Canal + va encore plus loin. La chaîne payante a carrément industrialisé l’opération. « L’an dernier, nous avons lancé quatre vagues de 40 à 60 points de vente éphémères, dans les galeries de près de 200 centres commerciaux français », précise Stéphanie Fraise, directrice du réseau. L’opérateur veut ainsi reprendre à son compte la commercialisation d’une offre d’abonnements devenue de plus en plus sophistiquée et difficile à valoriser pour le vendeur d’un Auchan ou d’un Carrefour. Le tout à un prix accessible, car ces pop-up lui coûtent six fois moins cher au mètre carré que son magasin pérenne de Vélizy. Cette année, Canal + va tester des durées d’ouverture beaucoup plus longues. Brouillant encore un peu plus les cartes entre l’éphémère et le permanent. Et ce n’est probablement qu’un début. Le pop-up store est en train de devenir un nouveau pilier de la stratégie à géométrie variable des marques et enseignes. On avait compris que le commerce moderne était « omnicanal ». Le voici résolument engagé dans la… « multitemporalité ».

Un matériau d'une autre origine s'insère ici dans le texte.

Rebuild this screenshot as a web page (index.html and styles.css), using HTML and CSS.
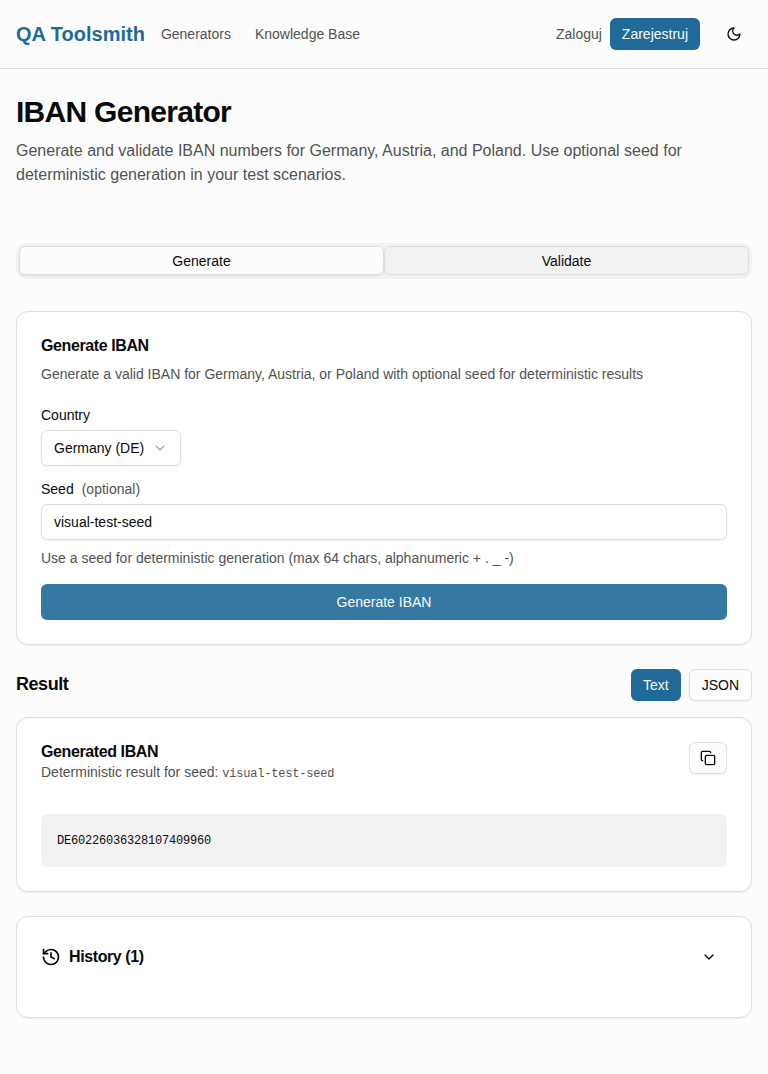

L’offre de lieux disponibles s’élargit

Si les magasins éphémères connaissent un tel développement, c’est aussi parce qu’ils profitent d’une nouvelle offre immobilière ad hoc. Depuis la fin des années 2010, des agences d’un nouveau type ont vu le jour, qui se font fort de recenser tous les locaux commerciaux vacants susceptibles d’accueillir des pop-up stores. La crise a multiplié les disponibilités en accélérant la rotation des boutiques.Les propriétaires ont vite compris l’avantage financier qu’ils pouvaient tirer de ce nouveau créneau. Entre-temps, l’offre locative s’est étendue à des lieux alternatifs comme des galeries d’art, qui, entre deux expositions, peuvent privatiser avec profit leurs espaces. Surtout s’ils se trouvent dans des quartiers très demandés comme le Marais. Un coin de Paris où des lieux permanents se destinent à accueillir des boutiques… éphémères, en rotation. Mais la grande nouveauté, c’est l’arrivée sur ce marché des centres commerciaux. « Dans la foulée d’Unibail, la plupart des foncières ont créé leur département spécialisé dans l’accueil de boutiques éphémères », précise Thierry Bisseliches, fondateur de l’agence My Pop-Up Store. Installés dans les allées centrales, ces points de vente leur permettent d’animer leurs centres tout en générant une source de revenus supplémentaires. Cette nouvelle offre permet aussi aux marques de monter une opération « pop-up » sur toute la France en très peu de temps.